APEC Leaders， Ministers and Senior Officials have instructed the Social Safety Net Capacity Building Network to focus its activities on ensuring the trade liberalization efforts to achieve the Bogor goals result in minimal social disruption. In this regard， the Social Safety Net Capacity Building Network is working in collaboration with the Human Resources Development Working Group on the issue of workforce retraining.
At the APEC Ministerial Meeting in Bangkok last year， Ministers commended the initiatives undertaken by APEC on Social Safety Net issues to ensure a more equitable distribution of the benefits brought about by globalization. Ministers noted the value of work undertaken to empower vulnerable people， particularly the jobless， to better manage the impact of the structural change.

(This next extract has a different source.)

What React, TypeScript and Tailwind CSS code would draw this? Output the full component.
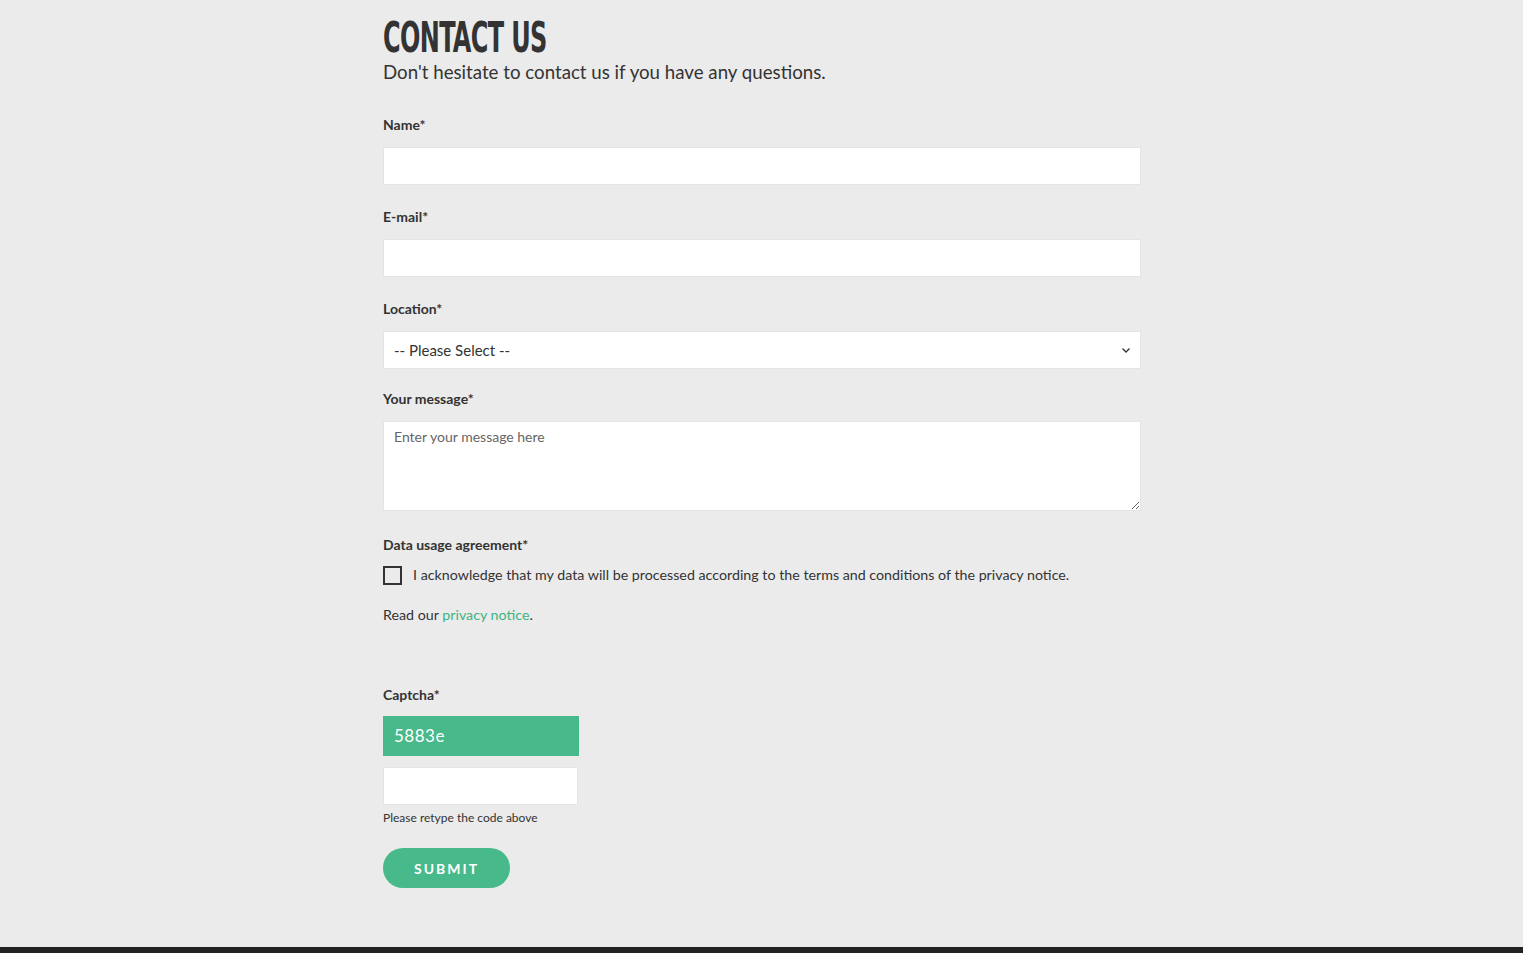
import { useState } from 'react';

// Contact form page: heading, required fields, data agreement, captcha and submit.
const labelClass = 'block text-[14px] font-bold leading-5 text-[#333]';
const inputClass =
  'block w-full h-[38px] bg-white px-[10px] text-[15px] text-[#333] outline-none border border-[#e4e4e4]';

export default function App() {
  const [agreed, setAgreed] = useState(false);

  return (
    <div className="min-h-[953px] flex flex-col bg-[#ebebeb] font-['Lato','Noto_Sans',sans-serif] text-[#333]">
      <main className="flex-1">
        <div className="ml-[383px] w-[758px] pt-[14px]">
          {/* Condensed display heading */}
          <h1 className="inline-block origin-left scale-x-[0.62] whitespace-nowrap font-['Liberation_Sans_Narrow','DejaVu_Sans_Condensed',sans-serif] text-[43px] font-bold leading-[46px] tracking-[-1px] text-[#333]">
            CONTACT US
          </h1>
          <p className="text-[18.7px] leading-6 text-[#333]">
            Don't hesitate to contact us if you have any questions.
          </p>

          <form className="mt-[31px]" onSubmit={(e) => e.preventDefault()}>
            <label htmlFor="name" className={labelClass}>
              Name*
            </label>
            <input id="name" type="text" className={`${inputClass} mt-[12px]`} />

            <label htmlFor="email" className={`${labelClass} mt-[22px]`}>
              E-mail*
            </label>
            <input id="email" type="email" className={`${inputClass} mt-[12px]`} />

            <label htmlFor="location" className={`${labelClass} mt-[22px]`}>
              Location*
            </label>
            <div className="relative mt-[12px]">
              <select
                id="location"
                className={`${inputClass} appearance-none text-[14px]`}
                defaultValue=""
              >
                <option value="">-- Please Select --</option>
              </select>
              {/* chevron over the select */}
              <svg
                className="pointer-events-none absolute right-[10px] top-[14px] h-[10px] w-[10px] text-[#333]"
                viewBox="0 0 10 10"
                fill="none"
                stroke="currentColor"
                strokeWidth="1.3"
              >
                <path d="M1.5 3.5 5 7l3.5-3.5" />
              </svg>
            </div>

            <label htmlFor="message" className={`${labelClass} mt-[20px]`}>
              Your message*
            </label>
            <textarea
              id="message"
              placeholder="Enter your message here"
              className="mt-[12px] block h-[90px] w-full resize-y border border-[#e4e4e4] bg-white px-[10px] py-[4px] text-[14px] text-[#333] outline-none placeholder:text-[#666]"
            />

            <p className={`${labelClass} mt-[24px]`}>Data usage agreement*</p>
            <label className="mt-[10px] flex items-center gap-[11px] text-[14.25px] leading-5">
              <input
                type="checkbox"
                checked={agreed}
                onChange={(e) => setAgreed(e.target.checked)}
                className="peer sr-only"
              />
              <span className="h-[19px] w-[19px] shrink-0 border-2 border-[#333] bg-transparent" />
              <span>
                I acknowledge that my data will be processed according to the terms and conditions of the
                privacy notice.
              </span>
            </label>

            <p className="mt-[20px] text-[14.25px] leading-5">
              Read our{' '}
              <a href="#" className="text-[#3db383]">
                privacy notice
              </a>
              .
            </p>

            <label htmlFor="captcha" className={`${labelClass} mt-[60px]`}>
              Captcha*
            </label>
            <div className="mt-[11px] flex h-[40px] w-[196px] items-center bg-[#48b98a] px-[11px] text-[17px] tracking-[0.5px] text-white">
              5883e
            </div>
            <input
              id="captcha"
              type="text"
              className="mt-[11px] block h-[38px] w-[195px] border border-[#e4e4e4] bg-white px-[10px] text-[15px] outline-none"
            />
            <p className="mt-[5px] text-[12px] leading-4">Please retype the code above</p>

            <button
              type="submit"
              className="mt-[22px] h-[40px] w-[127px] rounded-full bg-[#48b98a] text-[14px] font-bold tracking-[2px] text-white"
            >
              SUBMIT
            </button>
          </form>
        </div>
      </main>
      <footer className="h-[6px] bg-[#222]" />
    </div>
  );
}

Recognition by Leaders and Ministers of the importance of Social Safety Nets reflects development in terms of the expanded scope and their role in the changing circumstances that develop such as a financial crisis. It is a strong indication that all the member economies of APEC have recognized the importance and the need to improve their Social Safety Nets.
The concept of Social Safety Nets in the formulation of public policy has been present in industrialized economies for more than half a century and is now being introduced and adopted in various forms in the developing economies throughout the world.
It is important that Social Safety Nets in APEC， with the current era of globalization that transcends all areas of economic activity， are strengthened beyond the current redistributive role. This would see Social Safety Nets provide greater opportunities for individuals to mitigate risks from unforeseen contingencies and crises that may occur.
Sustainable Social Safety Nets at the regional level are required for political stability and social cohesion to ensure long-term economic growth and broad-based development.
A report entitled “Social Safety Nets in Response to Crisis： Lessons and Guidelines from Asia and Latin America.” provided findings that participants in the APEC process may well find informative.
The report was an initiative of the United States with the collaboration of the International Monetary Fund， the World Bank， the Asian Development Bank and the Inter-American Development Bank.
The main findings of the Report include：
Social safety nets should be in place before a crisis occurs since they can address the needs of the poor in strong economic times and be adaptable to deal with the effects of crisis；Pre-crisis planning is essential to address the social effects of crises. This includes the availability of reliable and timely information on the poor and frequent evaluation of safety net programs， and Economies should select from a wide range of available instruments depending on their administrative and target populations. The development and maintenance of effective Social Safety Nets is a high priority for the APEC process as we move towards the Bogor goals.
I can assure you that the APEC Secretariat will continue to provide our highest level of support and cooperation to ensure that the work in relation to Social Safety Nets is further enhanced in meeting the objectives and goals of APEC.
Finally， I wish you all the best in your deliberations and look forward to fruitful discussions in the next two days towards a successful conclusion of the Seminar.